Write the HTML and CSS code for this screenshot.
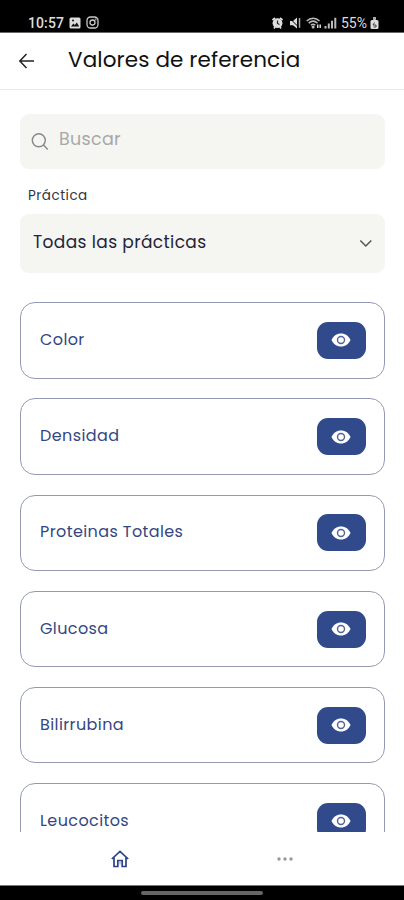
FILE: index.html
```html
<!DOCTYPE html>
<html lang="es">
<head>
<meta charset="utf-8">
<meta name="viewport" content="width=device-width, initial-scale=1">
<title>Valores de referencia</title>
<link rel="stylesheet" href="styles.css">
</head>
<body>
<svg class="defs" aria-hidden="true">
  <symbol id="eye" viewBox="0 0 20 14">
    <path d="M10 .5C5.700.5 2 3.200.5 7 2 10.800 5.700 13.500 10 13.500s8-2.700 9.500-6.500C18 3.200 14.300.5 10 .5Z" fill="#fff"/>
    <circle cx="10" cy="7" r="3.500" fill="#fff" stroke="#536397" stroke-width="1.400"/>
  </symbol>
</svg>
<div class="phone">
  <div class="status">
    <span class="clock">10:57</span>
    <svg class="picture" width="12" height="12" viewBox="0 0 12 12"><rect x=".5" y=".5" width="11" height="11" rx="1.500" fill="#ddd"/><path d="m2 9.500 2.300-3 1.500 1.600 2-2.600 2.400 4Z" fill="#111"/><circle cx="4" cy="3.500" r="1" fill="#111"/></svg>
    <svg class="insta" width="13" height="13" viewBox="0 0 13 13" fill="none" stroke="#c8c8c8" stroke-width="1.300"><rect x="1" y="1" width="11" height="11" rx="3.500"/><circle cx="6.500" cy="6.500" r="2.500"/><circle cx="9.600" cy="3.400" r=".3"/></svg>
    <svg class="alarm" width="11" height="12" viewBox="0 0 11 12"><path d="m.5 3 2.500-2M10.500 3 8 1M2 11.500l1-1.500M9 11.500 8 10" stroke="#ddd" stroke-width="1.700"/><circle cx="5.500" cy="6.200" r="4.900" fill="#ddd"/><path d="M5.500 3.500v3l2 1" fill="none" stroke="#222" stroke-width="1.200"/></svg>
    <svg class="mute" width="12" height="12" viewBox="0 0 12 12"><path d="M1 4h3l4-3.500v11L4 8.200H1Z" fill="#ddd"/><path d="M10.500 1v10" stroke="#aaa" stroke-width="1.500"/><path d="m0 .5 10 10" stroke="#000" stroke-width="1"/></svg>
    <svg class="wifi" width="16" height="12" viewBox="0 0 16 12" fill="none" stroke="#bbb" stroke-width="1.500"><path d="M.7 4C4.500.2 9.800.2 13.500 4M2.700 6.100c2.700-2.500 6-2.500 8.800 0M4.900 8.200c1.500-1.300 3-1.300 4.400 0"/><circle cx="7.100" cy="10" r=".8" fill="#ddd"/><path d="M11.700 7.500v3.500M14.200 7.500v3.500" stroke="#ddd"/></svg>
    <svg class="signal" width="13" height="12" viewBox="0 0 13 12" fill="#bbb"><path d="M.5 9h2v2.500h-2zM3.800 6.500h2v5h-2zM7 3.800h2v7.700H7zM10.300.8h2v10.700h-2z"/></svg>
    <span class="percent">55%</span>
    <svg class="battery" width="9" height="12" viewBox="0 0 9 12"><path d="M3 0h3v3H3z" fill="#aaa"/><rect x=".5" y="3" width="8" height="9" rx="1.500" fill="#ddd"/><path d="M4.500 5.500 3 8h3v2H3.500" stroke="#444" fill="none"/></svg>
  </div>
  <header class="header">
    <svg class="back" width="18" height="18" viewBox="0 0 18 18" fill="none" stroke="#222" stroke-width="1.500"><path d="M16 9H2M8.500 2 1.800 9l6.700 7"/></svg>
    <h1 class="title">Valores de referencia</h1>
  </header>
  <main class="content">
    <div class="search">
      <svg width="18" height="18" viewBox="0 0 18 18" fill="none" stroke="#888" stroke-width="1.400"><circle cx="7.800" cy="7.300" r="6.500"/><path d="m12.500 12 4.300 4.400"/></svg>
      <span class="placeholder">Buscar</span>
    </div>
    <div class="label">Práctica</div>
    <div class="select">
      <span class="selected">Todas las prácticas</span>
      <svg width="14" height="9" viewBox="0 0 14 9" fill="none" stroke="#555" stroke-width="1.500"><path d="m1.300 1.500 5.500 5.500 5.500-5.500"/></svg>
    </div>
    <div class="list">
      <div class="card"><span class="name">Color</span><span class="view"><svg class="eye"><use href="#eye"/></svg></span></div>
      <div class="card"><span class="name">Densidad</span><span class="view"><svg class="eye"><use href="#eye"/></svg></span></div>
      <div class="card"><span class="name">Proteinas Totales</span><span class="view"><svg class="eye"><use href="#eye"/></svg></span></div>
      <div class="card"><span class="name">Glucosa</span><span class="view"><svg class="eye"><use href="#eye"/></svg></span></div>
      <div class="card"><span class="name">Bilirrubina</span><span class="view"><svg class="eye"><use href="#eye"/></svg></span></div>
      <div class="card"><span class="name">Leucocitos</span><span class="view"><svg class="eye"><use href="#eye"/></svg></span></div>
    </div>
  </main>
  <nav class="tabs">
    <svg class="home" width="18" height="18" viewBox="0 0 18 18" fill="none" stroke="#2b4286" stroke-width="1.700"><path d="M.8 9 9 1.400 17.200 9M3 7.500v9h3.800v-6h4.400v6H15v-9"/><path d="M9 10.500v4" stroke="#8b98bb" stroke-width="1"/></svg>
    <svg class="more" width="16" height="4" viewBox="0 0 16 4" fill="#999"><circle cx="2" cy="2" r="1.700"/><circle cx="8" cy="2" r="1.700"/><circle cx="14" cy="2" r="1.700"/></svg>
  </nav>
  <div class="gesture"><span class="handle"></span></div>
</div>
</body>
</html>
```
FILE: styles.css
```css
* { box-sizing: border-box; }
body { margin: 0; background: #fff; font-family: Poppins, Inter, sans-serif; }
svg { display: block; flex: none; }
span, h1, .label { white-space: nowrap; }
.defs { display: none; }
.phone { width: 404px; height: 900px; display: flex; flex-direction: column; overflow: hidden; }
.status { height: 33px; flex: none; background: #000; border-bottom: 1px solid #666; display: flex; align-items: center; padding: 13px 25px 0 28px; color: #ddd; font: 500 14px/18px Roboto, sans-serif; }
.clock { width: 41px; letter-spacing: .1px; }
.insta { margin-left: 5px; }
.alarm { margin-left: auto; }
.mute { margin-left: 6px; }
.wifi { margin-left: 5px; }
.signal { margin-left: 2px; }
.percent { margin-left: 4px; width: 28px; font-weight: 400; }
.battery { margin-left: 1px; }
.header { height: 57px; flex: none; display: flex; align-items: center; padding-left: 18px; border-bottom: 1px solid #e9e9e9; }
.title { margin: 0 0 3px 32px; font-size: 21.5px; line-height: 30px; font-weight: 400; color: #111; letter-spacing: .12px; }
.content { flex: 1; min-height: 0; overflow: hidden; padding: 24px 19px 0 20px; }
.search, .select { background: #f5f5f2; border-radius: 9px; display: flex; align-items: center; }
.search { height: 55px; padding-left: 11px; }
.placeholder { margin: 0 0 5px 10px; font-size: 17.5px; color: #a8a8a8; letter-spacing: .3px; }
.label { margin: 17px 0 8px 8px; font-size: 13.5px; line-height: 20px; color: #343344; letter-spacing: .5px; }
.select { height: 59px; padding: 0 12px 0 13px; justify-content: space-between; }
.selected { margin-bottom: 3px; font-size: 17px; color: #24243a; letter-spacing: .38px; }
.list { margin-top: 29.200px; display: grid; gap: 19.700px; }
.card { height: 76.500px; border: 1px solid #9499b1; border-radius: 15px; display: flex; align-items: center; justify-content: space-between; padding: 0 18px 0 19px; }
.name { margin-bottom: 2px; font-size: 16px; color: #35477f; letter-spacing: .4px; }
.view { width: 49px; height: 37px; border-radius: 11px; background: #304a8c; display: flex; align-items: center; justify-content: center; }
.eye { width: 20px; height: 14px; margin-right: 2px; }
.tabs { height: 53px; flex: none; display: flex; align-items: center; padding-left: 111px; background: #fff; }
.more { margin-left: 148px; }
.gesture { height: 15px; flex: none; background: #000; border-top: 1px solid #777; display: flex; justify-content: center; padding-top: 5px; }
.handle { width: 122px; height: 4px; border-radius: 2px; background: #666; }
```
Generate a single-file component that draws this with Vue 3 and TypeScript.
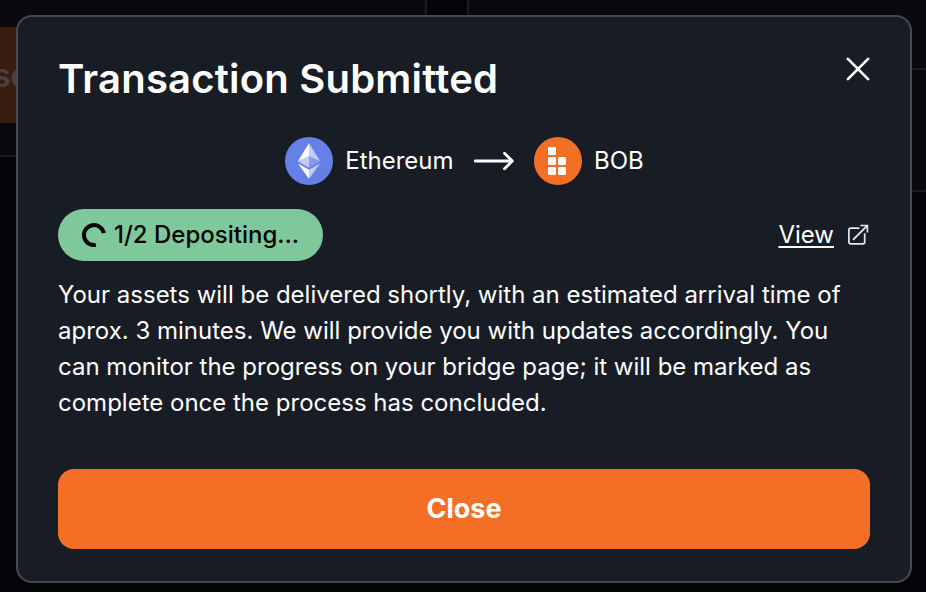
<script setup lang="ts">
interface Network {
  id: string
  name: string
}

const from: Network = { id: 'ethereum', name: 'Ethereum' }
const to: Network = { id: 'bob', name: 'BOB' }

// Cells of the BOB mark, as [x, y] in its 48px badge
const bobCells: [number, number][] = [
  [14, 10],
  [14, 20],
  [24, 20],
  [14, 30],
  [24, 30],
]
</script>

<template>
  <div class="page">
    <div class="backdrop">
      <section class="panel panel-left">
        <div class="panel-button">se</div>
      </section>
      <section class="panel panel-right">
        <div class="panel-head"></div>
      </section>
    </div>

    <main class="modal" role="dialog" aria-labelledby="title">
      <header class="header">
        <h1 id="title" class="title">Transaction Submitted</h1>
        <button class="dismiss" aria-label="Close dialog">
          <svg width="24" height="24" viewBox="0 0 24 24" fill="none" stroke="#fff" stroke-width="2.7">
            <path d="M1.9 1.9 22.1 22.1M22.1 1.9 1.9 22.1" stroke-linecap="round" />
          </svg>
        </button>
      </header>

      <div class="route">
        <div class="network">
          <svg width="48" height="48" viewBox="0 0 32 32">
            <circle cx="16" cy="16" r="16" fill="#6580e6" />
            <g fill="#fff">
              <path fill-opacity=".602" d="M16 4.2v8.7l7.4 3.3z" />
              <path d="M16 4.2 8.6 16.2l7.4-3.3z" />
              <path fill-opacity=".602" d="M16 21.9v6l7.4-10.3z" />
              <path d="M16 27.9v-6l-7.4-4.3z" />
              <path fill-opacity=".2" d="m16 20.5 7.4-4.3-7.4-3.3z" />
              <path fill-opacity=".602" d="m8.6 16.2 7.4 4.3v-7.6z" />
            </g>
          </svg>
          <span class="label">{{ from.name }}</span>
        </div>
        <svg class="arrow" width="40" height="20" viewBox="0 0 40 20" fill="none" stroke="#fff" stroke-width="2.8" stroke-linecap="round">
          <path d="M1.3 10H37.5" />
          <path d="M30.5 2.2 38.3 10l-7.8 7.8" stroke-linejoin="round" />
        </svg>
        <div class="network">
          <svg width="48" height="48" viewBox="0 0 48 48">
            <circle cx="24" cy="24" r="24" fill="#f36f26" />
            <rect v-for="[x, y] in bobCells" :key="`${x}-${y}`" :x="x" :y="y" width="8" height="8" rx="1.4" fill="#fff" />
          </svg>
          <span class="label">{{ to.name }}</span>
        </div>
      </div>

      <div class="status">
        <div class="badge">
          <svg width="24" height="24" viewBox="0 0 24 24" fill="none" stroke="#000" stroke-width="4">
            <path d="M21.8 10.2A10 10 0 1 0 13.8 21.9" />
          </svg>
          <span class="label">1/2 Depositing...</span>
        </div>
        <a class="view">
          <span class="view-label label">View</span>
          <svg width="22" height="22" viewBox="0 0 22 22" fill="none" stroke="#e6e7ea" stroke-width="1.7" stroke-linecap="square">
            <path d="M11.5 4.2H3.8Q1.9 4.2 1.9 6.1V18Q1.9 19.9 3.8 19.9H15.8Q17.7 19.9 17.7 18V10.2" />
            <path d="M6.6 15.2 20 1.8M14.2 1.5H20.4V7.7" />
          </svg>
        </a>
      </div>

      <p class="message">
        Your assets will be delivered shortly, with an estimated arrival time of aprox. 3 minutes. We
        will provide you with updates accordingly. You can monitor the progress on your bridge page; it
        will be marked as complete once the process has concluded.
      </p>

      <button class="close"><span class="label">Close</span></button>
    </main>
  </div>
</template>

<style>
body {
  background: #030407;
}
</style>

<style scoped>
.page {
  display: grid;
  height: 592px;
  overflow: hidden;
  font-family: Inter, sans-serif;
  font-size: 24px;
  color: #fff;
}
.backdrop,
.modal {
  grid-area: 1 / 1;
  box-sizing: border-box;
}
.backdrop {
  display: grid;
  grid-template-columns: 427px 1fr;
  column-gap: 40px;
  align-items: start;
  background: #030407;
}
.panel {
  box-sizing: border-box;
  background: #090a0d;
  border: 0 solid #1c1c1f;
}
.panel-left {
  height: 157px;
  padding-top: 27px;
  border-right-width: 2px;
  border-bottom-width: 2px;
}
.panel-right {
  height: 192px;
  border-left-width: 2px;
  border-bottom-width: 2px;
}
.panel-head {
  height: 68px;
  border-bottom: 2px solid #1c1c1f;
}
.panel-button {
  height: 96px;
  margin-right: 40px;
  background: #3a1d10;
  color: #454342;
  font-size: 32px;
  font-weight: 600;
  line-height: 97px;
  text-indent: -7px;
}
.label {
  padding-bottom: 2px;
}
.modal {
  display: flex;
  flex-direction: column;
  z-index: 1;
  margin: 15px 14px 9px 16px;
  padding: 38px 40px 32px;
  background: #181c25;
  border: 2px solid #474850;
  border-radius: 16px;
}
.header {
  display: flex;
  justify-content: space-between;
  align-items: flex-start;
  height: 82px;
}
.title {
  margin: 0;
  font-size: 40px;
  font-weight: 600;
  line-height: 48px;
  letter-spacing: 0.2px;
}
.dismiss {
  display: flex;
  margin: 2px 0 0;
  padding: 0;
  border: 0;
  background: none;
}
.route {
  display: flex;
  justify-content: center;
  align-items: center;
  height: 48px;
  padding-left: 1px;
}
.network {
  display: flex;
  align-items: center;
  gap: 12px;
}
.arrow {
  margin: 0 20px 0 20.5px;
}
.status {
  display: flex;
  justify-content: space-between;
  align-items: center;
  height: 52px;
  margin-top: 24px;
}
.badge {
  display: flex;
  align-items: center;
  box-sizing: border-box;
  width: 265px;
  height: 52px;
  padding-left: 24px;
  gap: 8px;
  border-radius: 26px;
  background: #7ec89c;
  color: #000;
  font-weight: 500;
  white-space: nowrap;
}
.view {
  display: flex;
  align-items: center;
  gap: 13px;
  padding-right: 1px;
}
.view-label {
  text-decoration: underline;
  text-decoration-thickness: 2px;
  text-underline-offset: 3px;
}
.message {
  margin: 16px 0 0;
  line-height: 36px;
}
.close {
  display: flex;
  justify-content: center;
  align-items: center;
  height: 80px;
  margin-top: auto;
  padding: 0;
  border: 0;
  border-radius: 16px;
  background: #f36f26;
  color: #fff;
  font: 700 27px Inter, sans-serif;
}
</style>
========
• **TO DO**: Pictures excluded, retype exactly the lines running from the one with "Generate a single-file" through the one with "const to: Network". Include both end lines and nothing more.

• **WORKED SOLUTION**:
Generate a single-file component that draws this with Vue 3 and TypeScript.
<script setup lang="ts">
interface Network {
  id: string
  name: string
}

const from: Network = { id: 'ethereum', name: 'Ethereum' }
const to: Network = { id: 'bob', name: 'BOB' }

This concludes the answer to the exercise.